Other Hawkeye 10 schools have also sent support to Osborn. “We all compete against each other but to see each other in a different light is just incredible.”
“Very appreciative of it all.” – Mitch Osborn
This isn’t the only support Osborn is receiving, though. Tweets, text messages, emails, and phone calls are just some of the many ways people are showing care for Osborn. “All the support is overwhelming, just very overwhelming. A couple of boys in third period help me do a lot and I call them my assistants. My school administrative assistant has taken over doing a lot of extra things normally I could take care of and steps up when I’m gone, also my boss. There is just tremendous support.”
Osborn plans to still continue to coach varsity boys basketball. He doesn’t have any restrictions on his health, so his doctor said his body will be his judge. “I have treatments two days a month for this lymphoma; chemo two days now every four weeks, two in Oct., two in Nov., two in Dec., etc. The last part is a stem cell transplant, and that will be with my own stem cells. This is the last thing I will do, then hopefully everything will be in remission.” About coaching Osborn said, “I will coach and be able to work the treatments out with my schedule. If I’m tired and not up to doing the best I can do then my assistant’s will be doing some practices without me. There may be some games I won’t be coaching at but that’ll be played by ear. Hopefully I will be there, though.”

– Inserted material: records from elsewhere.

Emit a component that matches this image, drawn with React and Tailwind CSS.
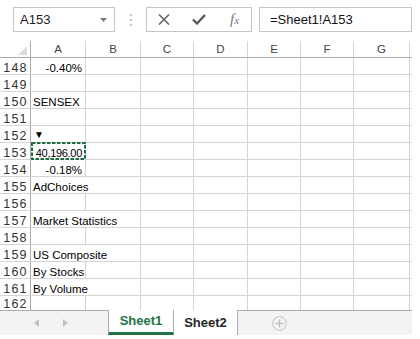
import React from 'react';

const COLS = [
  { l: 'A', w: 'w-[55px]' },
  { l: 'B', w: 'w-[55px]' },
  { l: 'C', w: 'w-[53px]' },
  { l: 'D', w: 'w-[54px]' },
  { l: 'E', w: 'w-[53px]' },
  { l: 'F', w: 'w-[53px]' },
  { l: 'G', w: 'w-[56px]' },
];

const ROWS = [
  { n: 148, a: '-0.40%', right: true },
  { n: 149 },
  { n: 150, a: 'SENSEX' },
  { n: 151 },
  { n: 152, a: '▼', tri: true },
  { n: 153, a: '40,196.00', right: true, sel: true },
  { n: 154, a: '-0.18%', right: true },
  { n: 155, a: 'AdChoices', over: true },
  { n: 156 },
  { n: 157, a: 'Market Statistics', over: true },
  { n: 158 },
  { n: 159, a: 'US Composite', over: true },
  { n: 160, a: 'By Stocks' },
  { n: 161, a: 'By Volume', over: true },
];

function Row({ r, last }) {
  return (
    <div className={`flex ${last ? 'h-[14px]' : 'h-[17px] border-b border-[#d4d4d4]'}`}>
      <div className="w-[31px] shrink-0 border-r border-[#ababab] flex items-end justify-center leading-[12px] text-[12.5px] tracking-[1.2px] text-[#333] pl-[1px]">
        {r.n}
      </div>
      {COLS.map((c, i) => {
        const isA = i === 0;
        const noBorder = isA && r.over;
        return (
          <div
            key={c.l}
            className={`${c.w} shrink-0 relative flex items-end leading-[12px] ${r.sel && isA ? 'text-[11px] tracking-[-0.3px]' : 'text-[11.5px]'} ${noBorder ? '' : 'border-r border-[#d4d4d4]'} ${isA && r.right ? 'justify-end pr-[3px]' : 'pl-[2px]'}`}
          >
            {isA && r.a && !r.tri && (
              <span className="whitespace-nowrap relative z-10">{r.a}</span>
            )}
            {isA && r.tri && (
              <span className="text-[10px] leading-[12px] pl-[1px] pb-[1px]">▼</span>
            )}
            {isA && r.sel && (
              <svg className="absolute -top-[1px] left-0 z-20" width="55" height="18">
                <rect x="1" y="1" width="53" height="16" fill="none" stroke="#1f6b42" strokeWidth="2" strokeDasharray="3.5 1.5" />
              </svg>
            )}
          </div>
        );
      })}
      <div className="w-[3px] shrink-0" />
    </div>
  );
}

export default function App() {
  return (
    <div className="w-[420px] h-[339px] bg-white overflow-hidden font-['Liberation_Sans',Arial,sans-serif] text-black">
      {/* Top bar */}
      <div className="h-[41px] flex items-start pt-[7px] pl-[13px]">
        <div className="w-[102px] h-[25px] border border-[#c6c6c6] flex items-center justify-between pl-[6px] pr-[7px] text-[13px] text-[#222]">
          <span className="pt-[1px]">A153</span>
          <svg width="7" height="4" viewBox="0 0 7 4">
            <path d="M0 0H7L3.5 4Z" fill="#7a7a7a" />
          </svg>
        </div>
        <div className="w-[31px] h-[25px] flex flex-col items-center justify-center gap-[3px]">
          <div className="w-[2px] h-[2px] bg-[#c4c4c4]" />
          <div className="w-[2px] h-[2px] bg-[#c4c4c4]" />
          <div className="w-[2px] h-[2px] bg-[#c4c4c4]" />
        </div>
        <div className="w-[106px] h-[25px] border border-[#c6c6c6] flex items-center">
          <div className="w-[33px] flex justify-center">
            <svg width="12" height="11" viewBox="0 0 12 11">
              <path d="M1 0.5L11 10.5M11 0.5L1 10.5" stroke="#666" strokeWidth="1.6" fill="none" />
            </svg>
          </div>
          <div className="w-[38px] flex justify-center">
            <svg width="14" height="11" viewBox="0 0 14 11">
              <path d="M1 5.5L5 9.5L13 1" stroke="#555" strokeWidth="2.3" fill="none" />
            </svg>
          </div>
          <div className="w-[33px] flex justify-center items-end text-[#7a7a7a] font-['Liberation_Serif',serif] italic">
            <span className="text-[15px] leading-[15px]">f</span>
            <span className="text-[11px] leading-[13px]">x</span>
          </div>
        </div>
        <div className="ml-[7px] w-[153px] h-[25px] border border-[#c6c6c6] flex items-center pl-[10px] text-[13px] text-[#111]">
          <span className="pt-[1px]">=Sheet1!A153</span>
        </div>
      </div>

      {/* Column headers */}
      <div className="flex h-[17px] border-b border-[#ababab] w-[412px]">
        <div className="w-[31px] shrink-0 border-r border-[#ababab] relative">
          <svg className="absolute right-[3px] bottom-[2px]" width="9" height="9" viewBox="0 0 9 9">
            <path d="M9 0V9H0Z" fill="#dcdcdc" />
          </svg>
        </div>
        {COLS.map((c) => (
          <div
            key={c.l}
            className={`${c.w} shrink-0 border-r border-[#d4d4d4] flex items-center justify-center text-[11.5px] text-[#444] pt-[1px]`}
          >
            {c.l}
          </div>
        ))}
        <div className="w-[3px] shrink-0" />
      </div>

      {/* Rows */}
      <div className="w-[412px]">
        {ROWS.map((r) => (
          <Row key={r.n} r={r} />
        ))}
        <Row r={{ n: 162 }} last />
      </div>

      {/* Sheet tabs */}
      <div className="flex w-[412px] h-[25px]">
        <div className="w-[108px] shrink-0 bg-[#f3f3f3] border-t border-[#ababab] flex items-center">
          <svg className="ml-[34px]" width="5" height="8" viewBox="0 0 5 8">
            <path d="M5 0V8L0 4Z" fill="#c2c2c2" />
          </svg>
          <svg className="ml-[24px]" width="5" height="8" viewBox="0 0 5 8">
            <path d="M0 0V8L5 4Z" fill="#c2c2c2" />
          </svg>
        </div>
        <div className="w-[66px] shrink-0 bg-white border-x border-[#ababab] border-b-[3px] border-b-[#217346] flex items-center justify-center text-[13px] font-bold text-[#217346]">
          Sheet1
        </div>
        <div className="w-[64px] shrink-0 bg-white border-r border-[#ababab] flex items-center justify-center text-[13px] font-bold text-[#262626]">
          Sheet2
        </div>
        <div className="flex-1 bg-[#f3f3f3] border-t border-[#ababab] flex items-center">
          <svg className="ml-[34px]" width="15" height="15" viewBox="0 0 15 15">
            <circle cx="7.5" cy="7.5" r="6.8" fill="none" stroke="#c0c0c0" strokeWidth="1" />
            <path d="M7.5 3.5V11.5M3.5 7.5H11.5" stroke="#c0c0c0" strokeWidth="1.4" />
          </svg>
        </div>
      </div>
    </div>
  );
}
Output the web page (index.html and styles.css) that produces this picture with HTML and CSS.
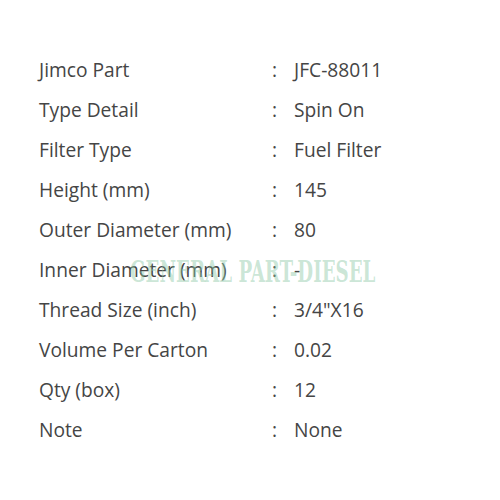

Osborn has mantle cell non-hodgkin lymphoma, and says it’s a “nasty and rare one” and will most likely “rear its ugly head up sometime in the future.” “Hopefully it’ll be longer down the road, but when it comes back we’ll have to go through chemo again and another stem cell transplant, but this time it would be from a donor. It’ll hide somewhere but will get its head up sometime. It’s one of those tough little boogers you can’t get rid of.”
Students and faculty at Atlantic High School shared their reactions to Osborn’s diagnosis of lymphoma. Tina Franken, paraeducator and mother of varsity basketball player Garrett Franken, said she knew Osborn because he has coached against her kids for 12 years. She found out last week that he was diagnosed with the disease. Franken does not expect this to affect the upcoming basketball season and said it might help eliminate negativity in the teams and put what’s important in real life first.
Resource teacher Kathy Blazek emailed him because she felt it was the right thing to do as a teacher.
Sophomore Zac Stork said, “I’ve known him as a coach and have played Harlan a few times. I wanted to sign it as ‘great coach, great person.’ I feel like it is my duty to support the man.”
The sign made for Osborn will be shared with him from the students and faculty at Atlantic High School.